Indian ponzi group Pearls' Gold Coast waterfront house waits for buyer

Indian ponzi group Pearls' Gold Coast waterfront house waits for buyer
Indian ponzi group Pearls' Gold Coast waterfront house waits for buyer

A waterfront property in Sanctuary Cove in the Gold Coast belonging to failed Indian group Pearls, which was involved in a $10 billion Ponzi scheme, has been on the market for more than a year a deal for more than $4 million fell through. 

The 1019-20 Edgecliff Drive house was bought for $4.95 million in 2011, a year after Pearls picked up the Sheraton Mirage Hotel on the Southport Spit for $62.5 million.

The Sheraton was sold in January for $140 million and last year Pearls’ major Australian vehicle, which had been renamed the Mii group, exited its interest in a beachfront Surfers Paradise site, the Gold Coast Bulletin reported.

Last year, a caveat by the Queensland government temporarily blocked the sale of the Gold Coast Sheraton Mirage resort to help class action lawyers seeking to take control of it in the interests of Indian investors.

In 2009, before its collapse, India’s $10 billion failed Pearls Ponzi scheme brought more than $100 million of the scheme’s money to Australia, buying the Sheraton Mirage.

Pearls was spruiked in India by Australian cricketer Brett Lee, who was paid $300,000 for his services. It promised investors huge ­returns if they invested in land parcels across India.

It appears the net proceeds of the Pearls sales, including those from the Sanctuary Cove house, ultimately will end up with the Indian government for disbursement to investors caught up in the Ponzi scheme.

India’s financial markets watchdog, the Securities and Exchange Board of India, has been handling the selloff of Pearls assets, which in India have included a swag of properties and 79 luxury cars.

Last May, the fully-furnished Sanctuary Cove house didn’t sell at auction. It drew an unsuccessful top bid of $4.6 million.

Later, a $5.5 million tag was put on the house.

The agents marketing the home are tight-lipped but word is that multiple offers have followed from buyers wanting to tap into a rising Sanctuary Cove market but those offers haven’t found favour with SEBI.

The house is owned by Pearls Infrastructure Projects.

The five-bedroom house, bought for $3.7 million, has a lift, parking for six cars, and a jetty.

Pearls Infrastructure later increased the size of the land-holding to 1,700 sqm by spending $1.25 million on an adjoining lot and created a waterfront entertaining area, complete with marquee.
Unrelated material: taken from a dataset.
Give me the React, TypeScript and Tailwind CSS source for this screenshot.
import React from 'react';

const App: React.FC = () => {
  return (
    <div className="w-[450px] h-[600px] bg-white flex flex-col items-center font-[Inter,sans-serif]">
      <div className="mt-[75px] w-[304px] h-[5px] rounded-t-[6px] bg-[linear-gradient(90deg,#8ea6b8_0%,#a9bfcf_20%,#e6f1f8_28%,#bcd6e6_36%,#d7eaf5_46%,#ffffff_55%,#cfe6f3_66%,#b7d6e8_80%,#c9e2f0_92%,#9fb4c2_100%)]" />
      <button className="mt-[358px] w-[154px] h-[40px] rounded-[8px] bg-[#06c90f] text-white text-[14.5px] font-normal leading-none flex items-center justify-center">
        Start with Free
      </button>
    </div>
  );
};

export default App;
The Gold Coast Bulletin reported among the Pearls-related parties known to have used the Cove house included Barinda Kaur, daughter of Pearls founder Nirmal Singh Bhangoo.

Four years ago Barinda was involved in a legal wrangle after a company she owned failed to settle the $7 million purchase of the 64 Ferny Avenue office tower in Surfers Paradise.
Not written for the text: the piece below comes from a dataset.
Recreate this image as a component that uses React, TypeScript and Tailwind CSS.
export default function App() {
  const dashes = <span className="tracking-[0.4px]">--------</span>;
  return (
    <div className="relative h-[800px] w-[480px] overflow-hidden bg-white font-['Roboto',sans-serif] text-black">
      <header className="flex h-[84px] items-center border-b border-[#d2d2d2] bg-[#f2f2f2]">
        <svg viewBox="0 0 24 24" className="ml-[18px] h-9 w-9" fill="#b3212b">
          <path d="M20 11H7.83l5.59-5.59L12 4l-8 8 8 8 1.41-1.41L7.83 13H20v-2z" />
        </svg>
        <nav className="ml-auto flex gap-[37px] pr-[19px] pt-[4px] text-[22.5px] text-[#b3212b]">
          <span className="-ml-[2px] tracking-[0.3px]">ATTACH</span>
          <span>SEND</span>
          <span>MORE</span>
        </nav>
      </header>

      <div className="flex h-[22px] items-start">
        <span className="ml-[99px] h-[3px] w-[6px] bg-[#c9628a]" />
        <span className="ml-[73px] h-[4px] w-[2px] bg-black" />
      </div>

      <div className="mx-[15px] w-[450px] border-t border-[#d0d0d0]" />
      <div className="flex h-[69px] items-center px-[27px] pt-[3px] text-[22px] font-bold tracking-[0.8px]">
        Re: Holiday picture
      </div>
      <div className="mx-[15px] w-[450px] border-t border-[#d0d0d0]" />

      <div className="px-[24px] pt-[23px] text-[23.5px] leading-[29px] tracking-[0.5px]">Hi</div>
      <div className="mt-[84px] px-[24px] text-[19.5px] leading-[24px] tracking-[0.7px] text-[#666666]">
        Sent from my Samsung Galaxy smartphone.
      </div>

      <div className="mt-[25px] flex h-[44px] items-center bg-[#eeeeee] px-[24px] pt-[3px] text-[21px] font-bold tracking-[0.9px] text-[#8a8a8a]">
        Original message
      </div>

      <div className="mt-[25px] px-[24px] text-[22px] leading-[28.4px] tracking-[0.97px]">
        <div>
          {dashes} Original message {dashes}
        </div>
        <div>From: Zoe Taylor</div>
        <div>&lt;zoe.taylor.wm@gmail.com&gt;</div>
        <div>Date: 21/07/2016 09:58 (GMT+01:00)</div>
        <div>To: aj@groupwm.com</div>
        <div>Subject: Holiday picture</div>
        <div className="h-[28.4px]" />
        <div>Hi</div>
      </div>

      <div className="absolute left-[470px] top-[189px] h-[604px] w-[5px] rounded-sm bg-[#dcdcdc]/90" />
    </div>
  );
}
The building subsequently sold to Chinese investors for $6.187 million.

Barinda’s father is facing charges over the Pearls collapse and was languishing in an Indian jail until he was transferred last year to a hospital.

He allegedly duped more than five million investors when the Pearls group promised them agricultural plots and healthy returns on their funds.